● What is being asked
Transcribe all of the material exactly, except for its pictures.

[start of Dataset excerpt]

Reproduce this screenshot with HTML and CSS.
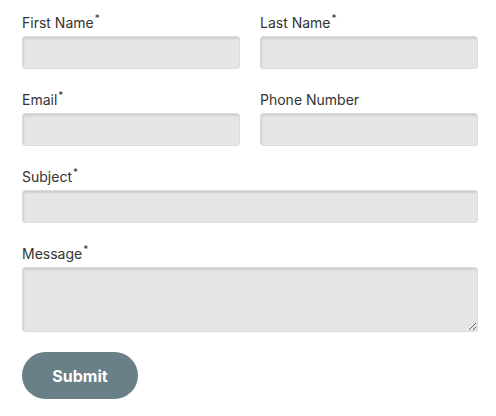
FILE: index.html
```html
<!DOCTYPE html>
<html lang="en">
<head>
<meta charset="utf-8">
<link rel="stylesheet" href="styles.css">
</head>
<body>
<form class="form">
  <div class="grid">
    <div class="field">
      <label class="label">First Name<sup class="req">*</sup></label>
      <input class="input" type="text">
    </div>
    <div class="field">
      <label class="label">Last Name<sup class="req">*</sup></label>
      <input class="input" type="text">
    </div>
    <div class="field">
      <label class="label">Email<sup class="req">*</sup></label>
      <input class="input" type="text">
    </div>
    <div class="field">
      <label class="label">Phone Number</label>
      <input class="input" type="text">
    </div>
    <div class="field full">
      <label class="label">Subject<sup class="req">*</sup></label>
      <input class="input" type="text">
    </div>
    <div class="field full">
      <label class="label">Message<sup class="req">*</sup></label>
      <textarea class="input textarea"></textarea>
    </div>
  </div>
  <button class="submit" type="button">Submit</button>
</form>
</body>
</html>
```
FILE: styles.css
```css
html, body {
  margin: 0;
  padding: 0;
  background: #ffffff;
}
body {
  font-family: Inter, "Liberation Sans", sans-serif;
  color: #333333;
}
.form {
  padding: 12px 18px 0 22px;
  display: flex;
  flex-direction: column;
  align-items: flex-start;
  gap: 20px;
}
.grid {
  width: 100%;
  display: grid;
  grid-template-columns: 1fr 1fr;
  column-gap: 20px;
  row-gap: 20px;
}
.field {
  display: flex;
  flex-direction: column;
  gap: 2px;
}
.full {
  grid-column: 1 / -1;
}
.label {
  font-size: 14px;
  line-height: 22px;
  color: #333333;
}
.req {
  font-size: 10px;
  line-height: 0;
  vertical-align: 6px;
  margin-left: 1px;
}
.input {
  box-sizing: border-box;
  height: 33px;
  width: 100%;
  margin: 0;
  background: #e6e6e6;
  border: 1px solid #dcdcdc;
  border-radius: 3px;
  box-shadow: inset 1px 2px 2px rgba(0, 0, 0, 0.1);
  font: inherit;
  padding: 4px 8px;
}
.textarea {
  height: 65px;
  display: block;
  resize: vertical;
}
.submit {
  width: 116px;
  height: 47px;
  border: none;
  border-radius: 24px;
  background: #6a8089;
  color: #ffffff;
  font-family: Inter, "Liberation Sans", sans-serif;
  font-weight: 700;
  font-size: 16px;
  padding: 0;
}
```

[end of Dataset excerpt]

● Result of this task
Reproduce this screenshot with HTML and CSS.
FILE: index.html
```html
<!DOCTYPE html>
<html lang="en">
<head>
<meta charset="utf-8">
<link rel="stylesheet" href="styles.css">
</head>
<body>
<form class="form">
  <div class="grid">
    <div class="field">
      <label class="label">First Name<sup class="req">*</sup></label>
      <input class="input" type="text">
    </div>
    <div class="field">
      <label class="label">Last Name<sup class="req">*</sup></label>
      <input class="input" type="text">
    </div>
    <div class="field">
      <label class="label">Email<sup class="req">*</sup></label>
      <input class="input" type="text">
    </div>
    <div class="field">
      <label class="label">Phone Number</label>
      <input class="input" type="text">
    </div>
    <div class="field full">
      <label class="label">Subject<sup class="req">*</sup></label>
      <input class="input" type="text">
    </div>
    <div class="field full">
      <label class="label">Message<sup class="req">*</sup></label>
      <textarea class="input textarea"></textarea>
    </div>
  </div>
  <button class="submit" type="button">Submit</button>
</form>
</body>
</html>
```
FILE: styles.css
```css
html, body {
  margin: 0;
  padding: 0;
  background: #ffffff;
}
body {
  font-family: Inter, "Liberation Sans", sans-serif;
  color: #333333;
}
.form {
  padding: 12px 18px 0 22px;
  display: flex;
  flex-direction: column;
  align-items: flex-start;
  gap: 20px;
}
.grid {
  width: 100%;
  display: grid;
  grid-template-columns: 1fr 1fr;
  column-gap: 20px;
  row-gap: 20px;
}
.field {
  display: flex;
  flex-direction: column;
  gap: 2px;
}
.full {
  grid-column: 1 / -1;
}
.label {
  font-size: 14px;
  line-height: 22px;
  color: #333333;
}
.req {
  font-size: 10px;
  line-height: 0;
  vertical-align: 6px;
  margin-left: 1px;
}
.input {
  box-sizing: border-box;
  height: 33px;
  width: 100%;
  margin: 0;
  background: #e6e6e6;
  border: 1px solid #dcdcdc;
  border-radius: 3px;
  box-shadow: inset 1px 2px 2px rgba(0, 0, 0, 0.1);
  font: inherit;
  padding: 4px 8px;
}
.textarea {
  height: 65px;
  display: block;
  resize: vertical;
}
.submit {
  width: 116px;
  height: 47px;
  border: none;
  border-radius: 24px;
  background: #6a8089;
  color: #ffffff;
  font-family: Inter, "Liberation Sans", sans-serif;
  font-weight: 700;
  font-size: 16px;
  padding: 0;
}
```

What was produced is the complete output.